No. 56: 1965 Yogi Berra

Typical Yankees. All Yogi did was complete his Hall of Fame career, then manage the team to the World Series – and get fired. Yogi then came to the Mets for a couple at-bats, then retired again to join the coaching staff, eventually to manage.

No. 55: 2005 Bazooka Matt Lindstrom

The Bazooka sets were one of Topps’ attempts to bring kids back into the hobby. And Lindstrom never made it to the Mets, traded to the Marlins with Henry Owens for Adam Bostick and Jason Vargas. Not Omar’s best deal. But Lindstrom has an absolute gun for an arm – some might say a bazooka – and here’s a batter’s view of a high hard one coming to the plate.

No. 54: 2007 Opening Day Orlando Hernandez

I love when teams wear throwback jerseys, and we all have a warm spot in our hearts for the racing stripes.
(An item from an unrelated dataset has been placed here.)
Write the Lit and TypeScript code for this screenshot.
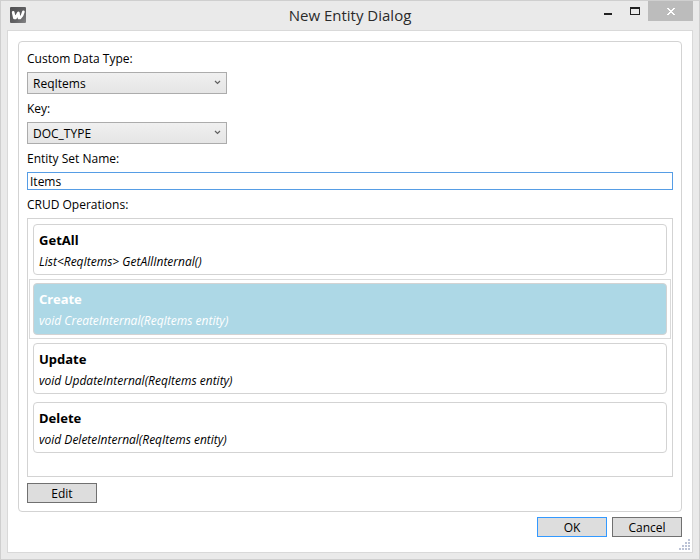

This card of “El Duque” shows him saluting the 1986 champs, complete with the 25th anniversary patch. The base set that year had black borders. I chose the Opening Day set because I like the white better, especially with this photo.

No. 53: 1999 Stadium Club Rey Ordonez

Rey couldn’t hit a lick and said some stupid things near the end of his tenure, but he sure could field. This card shows it. This must have been John Olerud's point of view!

No. 52: 1966 Choo Choo Coleman

It is among the best quotes in the history of the Mets.

Ralph, exasperated: “So Choo Choo, what’s your wife’s name, and tell me what she’s like.”

Choo Choo: “Her name’s Mrs. Coleman, and she likes me, Bub.”

I love Choo Choo’s smile in this photo.

No. 51: 1988 Topps Big Gary Carter

Gary Carter was a smiling catcher, too. But he was a much better interview. These Big series recall the glorious 1956 set.

That’s the end of part 1, and we’ll pick up the pace of postings. I’ve love to hear what cards you think should be in the top 50.

1 comment:

Anonymous said...

And here I thought I was reading a list of the 60 greatest Topps cards of all time, not Mets cards. Silly me ...

(George Theodore and his marshmallow milkshakes better be on there ...)

(And is there any doubt that at least nine of the top 10 will be of George Thomas ...? The 10th, you ask? That would be 1970, card No. 1. Nuff said.)